For porcupine, 15 should definitely be 7L8s, and 22 should *almost* certainly be 7L15s (although some people may prefer things like 29edo), but by the time you get to porcupine[37], it's totally unclear whether it should be 22L15s or 15L22s, so you might as well stop there and call it 37edo.

For meantone, 12 should definitely be 7L5s, and 19 should probably be 12L7s for the usual meanings of "meantone" (although "flattone land" on the other side of 19 is very interesting), but by the time you get to 31edo you might as well call it equal because both 19L12s and 12L19s are perfectly reasonable.

> Anyway, it actually looks like a possibly interesting property of
> mohaha[31] that it can flip from XL+YS to YL+XS without using crazily
> distorted mappings. Same temperament, similar mappings, flipped MOS
> structure for specific tunings.

This property is in no way particular to mohaha, as I explained above. It's bound to happen at some point with every conceivable rank-2 temperament.

> Is this related to the (e.g.) "7&12" notation for meantone that I've
> never properly understood? (I understand that it means that we use the
> vals of 7 EDO and 12 EDO somehow, but I don't know how those vals
> relate to the generators used.)

"7&12" indeed refers to the patent vals of 7edo and 12edo. I could explain the rest if you really want, but we might want to take it over to tuning-math because it could get nitty gritty really quick. =) A key concept is the "extended Euclidean algorithm".

Keenan

🔗Jake Freivald <jdfreivald@...>

11/30/2012 7:24:58 PM

> It seems like you're making the mistake...of assuming patent vals.

No! I win! :)

Seriously, though, I do understand the difference between patent vals
and others; I'm afraid my language got sloppy. When I was looking at
porcupine and meantone, I went to Graham's temperament finder, went to
the unison vector search, and entered my comma. Entering 250/243 gives
7, 15, 8, 14c, 22, 1c, 29, 21c, 6bc, and 30 -- no 23bc. The only
non-patent val of those that has more than 15 notes is 21c, which I
checked out, and it's on the "right side" of 15 EDO. Entering 81/80
gives 12, 7, 19, 5, 24, 31, 14c, 26, 17c, and 2c. And oops, there's
17c, but apparently I didn't try it. [Hangs head...]

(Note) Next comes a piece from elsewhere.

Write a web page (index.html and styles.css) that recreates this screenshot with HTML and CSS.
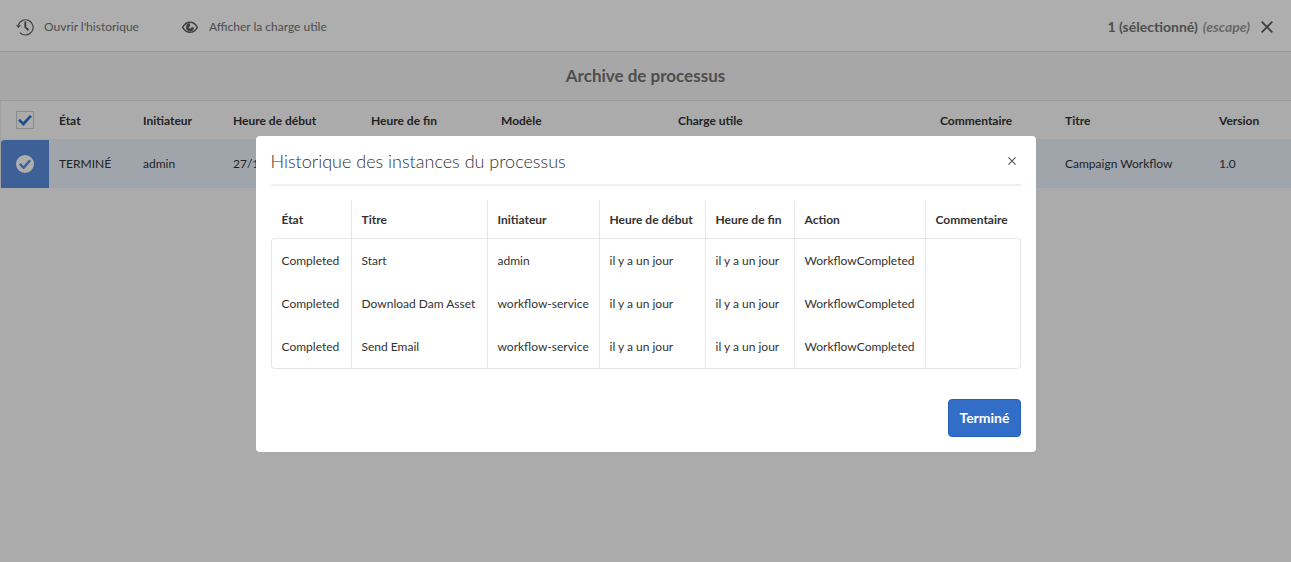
FILE: index.html
```
<!DOCTYPE html>
<html lang="fr">
<head>
<meta charset="utf-8">
<title>Archive de processus</title>
<link rel="stylesheet" href="styles.css">
</head>
<body>
<div class="page">
  <header class="toolbar">
    <button type="button" class="action">
      <svg class="icon" viewBox="0 0 18 18" width="18" height="18" aria-hidden="true"><path d="M2.300 7A7.600 7.600 0 1 1 4 14.600" fill="none" stroke="currentColor" stroke-width="1.200"/><path d="M0 7.200h5L2.400 10z" fill="currentColor"/><path d="M9.300 3.500v5.700l3.200 3" fill="none" stroke="currentColor" stroke-width="1.900"/></svg>
      <span>Ouvrir l'historique</span>
    </button>
    <button type="button" class="action">
      <svg class="icon" viewBox="0 0 18 18" width="18" height="18" aria-hidden="true"><path d="M1.700 9.300C3.400 6.200 5.900 4.300 9 4.300s5.600 1.900 7.300 5c-1.700 3.100-4.200 5-7.300 5s-5.600-1.900-7.300-5z" fill="none" stroke="currentColor" stroke-width="1.400"/><path d="M9 5.300v2.900l-1.500 1.100L9 10.800l1.500-1.500H13a4 4 0 1 1-4-4z" fill="currentColor"/></svg>
      <span>Afficher la charge utile</span>
    </button>
    <div class="selection">
      <span class="count">1 (sélectionné)</span>
      <span class="hint">(escape)</span>
      <button type="button" class="clear" aria-label="Effacer la sélection">
        <svg viewBox="0 0 12 12" width="12" height="12" aria-hidden="true"><path d="M.7.7l10.600 10.600M11.300.7L.7 11.300" stroke="currentColor" stroke-width="1.900"/></svg>
      </button>
    </div>
  </header>
  <h1 class="page-title">Archive de processus</h1>
  <table class="list">
    <colgroup><col class="w-check"><col class="w-state"><col class="w-init"><col class="w-start"><col class="w-end"><col class="w-model"><col class="w-payload"><col class="w-comment"><col class="w-title"><col></colgroup>
    <thead>
      <tr>
        <th class="pick"><input type="checkbox" class="box" checked aria-label="Tout sélectionner"></th>
        <th>État</th><th>Initiateur</th><th>Heure de début</th><th>Heure de fin</th><th>Modèle</th><th>Charge utile</th><th>Commentaire</th><th>Titre</th><th>Version</th>
      </tr>
    </thead>
    <tbody>
      <tr>
        <td class="pick"><input type="checkbox" class="round" checked aria-label="Sélectionner Campaign Workflow"></td>
        <td>TERMINÉ</td><td>admin</td><td>27/10</td><td></td><td></td><td></td><td></td><td>Campaign Workflow</td><td>1.0</td>
      </tr>
    </tbody>
  </table>
</div>

<div class="backdrop">
  <section class="dialog" role="dialog" aria-modal="true" aria-labelledby="dialog-title">
    <header class="dialog-head">
      <h2 id="dialog-title">Historique des instances du processus</h2>
      <button type="button" class="close" aria-label="Fermer">
        <svg viewBox="0 0 8 8" width="8" height="8" aria-hidden="true"><path d="M.4.4l7.200 7.200M7.600.4L.4 7.600" stroke="currentColor" stroke-width="1.200"/></svg>
      </button>
    </header>
    <table class="history">
      <colgroup><col class="h-state"><col class="h-title"><col class="h-init"><col class="h-start"><col class="h-end"><col class="h-action"><col></colgroup>
      <thead>
        <tr><th>État</th><th>Titre</th><th>Initiateur</th><th>Heure de début</th><th>Heure de fin</th><th>Action</th><th>Commentaire</th></tr>
      </thead>
      <tbody>
        <tr><td>Completed</td><td>Start</td><td>admin</td><td>il y a un jour</td><td>il y a un jour</td><td>WorkflowCompleted</td><td></td></tr>
        <tr><td>Completed</td><td>Download Dam Asset</td><td>workflow-service</td><td>il y a un jour</td><td>il y a un jour</td><td>WorkflowCompleted</td><td></td></tr>
        <tr><td>Completed</td><td>Send Email</td><td>workflow-service</td><td>il y a un jour</td><td>il y a un jour</td><td>WorkflowCompleted</td><td></td></tr>
      </tbody>
    </table>
    <footer class="dialog-foot"><button type="button" class="primary">Terminé</button></footer>
  </section>
</div>
</body>
</html>
```
FILE: styles.css
```
* { box-sizing: border-box; }

body {
  margin: 0;
  background: #f5f5f5;
  color: #323232;
  font-family: Lato, "Open Sans", sans-serif;
  font-size: 12px;
  line-height: 18px;
}

button {
  padding: 0;
  border: 0;
  background: none;
  color: inherit;
  font: inherit;
  cursor: pointer;
}

svg { display: block; }

.page { min-height: 100vh; }

.toolbar {
  display: flex;
  align-items: center;
  gap: 42px;
  height: 52px;
  padding: 2px 18px 0 16px;
  border-bottom: 1px solid #dcdcdc;
  background: #fafafa;
  color: #707070;
}

.action {
  display: flex;
  align-items: center;
  gap: 10px;
}

.icon { color: #5c5c5c; }

.selection {
  display: flex;
  align-items: center;
  gap: 5px;
  margin-left: auto;
  font-size: 14px;
  font-weight: 700;
}

.hint { color: #969696; font-style: italic; }
.clear { margin-left: 6px; color: #5c5c5c; }

.page-title {
  margin: 0;
  padding: 12px 0;
  border-bottom: 1px solid #dcdcdc;
  background: #f0f0f0;
  color: #707070;
  font-size: 17px;
  font-weight: 700;
  line-height: 24px;
  text-align: center;
}

table {
  width: 100%;
  border-spacing: 0;
  table-layout: fixed;
}

th, td {
  padding: 0 0 0 10px;
  font-weight: 400;
  text-align: left;
  white-space: nowrap;
}

th { padding-top: 2px; font-weight: 700; }

.list { border-left: 1px solid #e6e6e6; }
.list th { height: 38px; }
.list td { height: 49px; background: #e6ecf5; border-top: 1px solid #ebebeb; }
.list .pick { padding: 0; text-align: center; }
.list td.pick { border-top-left-radius: 4px; background: #588ad8; }

.w-check { width: 48px; }
.w-state { width: 84px; }
.w-init { width: 90px; }
.w-start { width: 138px; }
.w-end { width: 130px; }
.w-model { width: 177px; }
.w-payload { width: 262px; }
.w-comment { width: 125px; }
.w-title { width: 154px; }

.box, .round {
  display: inline-grid;
  place-items: center;
  width: 18px;
  height: 18px;
  margin: 0;
  appearance: none;
  vertical-align: middle;
}

.box { border: 1px solid #c8c8c8; color: #326ec8; }
.round { border-radius: 50%; background: #fafafa; color: #588ad8; }

.box::before, .round::before {
  width: 14px;
  height: 11px;
  background: currentColor;
  clip-path: polygon(0 52%, 14% 35%, 37% 65%, 85% 0, 100% 14%, 39% 100%);
  content: "";
}

.round::before { width: 12px; height: 10px; }

.backdrop {
  position: fixed;
  inset: 0;
  display: flex;
  align-items: flex-start;
  justify-content: center;
  padding-top: 136px;
  background: rgba(0, 0, 0, 0.3);
}

.dialog {
  width: 780px;
  max-width: 100%;
  padding: 0 15px 15px;
  border-radius: 4px;
  background: #fff;
}

.dialog-head {
  display: flex;
  align-items: center;
  justify-content: space-between;
  height: 50px;
  margin-bottom: 14px;
  padding: 2px 5px 0 0;
  border-bottom: 2px solid #f0f0f0;
}

.dialog-head h2 {
  margin: 0;
  font-size: 18px;
  font-weight: 300;
  line-height: 24px;
}

.close { color: #5c5c5c; }

.history th, .history td { height: 43px; border-left: 1px solid #e6e6e6; }
.history th { height: 38px; }
.history th:first-child { border-left-color: transparent; }
.history td:last-child { border-right: 1px solid #e6e6e6; }
.history tbody tr:first-child td { height: 44px; border-top: 1px solid #e6e6e6; }
.history tbody tr:last-child td { height: 44px; border-bottom: 1px solid #e6e6e6; }
.history tbody tr:first-child td:first-child { border-top-left-radius: 4px; }
.history tbody tr:first-child td:last-child { border-top-right-radius: 4px; }
.history tbody tr:last-child td:first-child { border-bottom-left-radius: 4px; }
.history tbody tr:last-child td:last-child { border-bottom-right-radius: 4px; }

.h-state { width: 80px; }
.h-title { width: 136px; }
.h-init { width: 112px; }
.h-start { width: 106px; }
.h-end { width: 89px; }
.h-action { width: 131px; }

.dialog-foot {
  display: flex;
  justify-content: flex-end;
  margin-top: 30px;
}

.primary {
  height: 38px;
  padding: 0 10px;
  border: 1px solid #2361b8;
  border-radius: 4px;
  background: #326ec8;
  color: #fff;
  font-size: 14px;
  font-weight: 700;
}
```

My penchant for patent vals comes mostly from a pragmatic issue: I
have a spreadsheet that I do a lot of calculations in (e.g., on the
way to work, when I don't have an Internet connection), and in Excel
it's easy to generate the patent vals.

In one sheet, I plug in up to four commas and see every EDO that
tempers out each of them: and by "every EDO", I mean that I
automatically see whether the patent val tempers them out. If I want
to look at an alternate val I have to manually enter it.

In another sheet, I plug in the EDO that I want, and it shows me the
values for all of the intervals contained in Scala (plus a few other
cats and dogs) using the patent val: If I want to use an alternate
val, I have to manually change it. If I have access to Graham's
temperament finder then I can get the alternate val easily enough --
but only if it's on the list, like 17c was for 81/80. If it's not on
the list, like 23bc for 250/243, I'd have to manually mess around
until I can find it. That's why I said this:

>> I was trying to work out something similar in other temperaments, but
>> I can't, or at least not quickly.

You said:

> Of course, these specific equal temperaments (23bc and 17c) are much
> higher in error than the rank-2 temperaments porcupine and meantone.

No doubt. A 730-cent "perfect fifth" (23bc-tuned porcupine) no longer
seems so perfect.

> Why? Because the optimal meantone tuning is *unambiguously* on the
> 7L5s side; there's no doubt about it.

Works for me.

> But, for any rank-2 temperament, there's always some number of notes that's
> large enough that you might as well call it equal at that point because it's
> ambiguous which way the MOS sequence goes.

That makes some sense. I was starting to intuit something like that,
which is why I said this:

>> Maybe I'm not using a large scale, and should look
>> at meantone[19] or [31] instead....

...and your explanation makes it clear why this is a property of every
rank-2 temperament rather than of mohaha.

> "7&12" indeed refers to the patent vals of 7edo and 12edo. I could explain
> the rest if you really want, but we might want to take it over to tuning-math
> because it could get nitty gritty really quick. =) A key concept is the
> "extended Euclidean algorithm".

I don't know if I want the full explanation or not. :) I just want to
know why it's important. When someone says "that's the 7&12
temperament", I know that means meantone -- but that's just
memorization. When someone says, "that's the 12f&29 temperament", I
have no idea how this identifies the temperament as Cassandra. And
maybe it's easier not to care, if Graham's temperament finder will
tell me what commas it tempers out, etc., anyway.

I'll look up "extended Euclidean algorithm" and see if I can
understand that, and then, if I don't go into vapor lock, I may join
the tuning-math list and ask you about it there.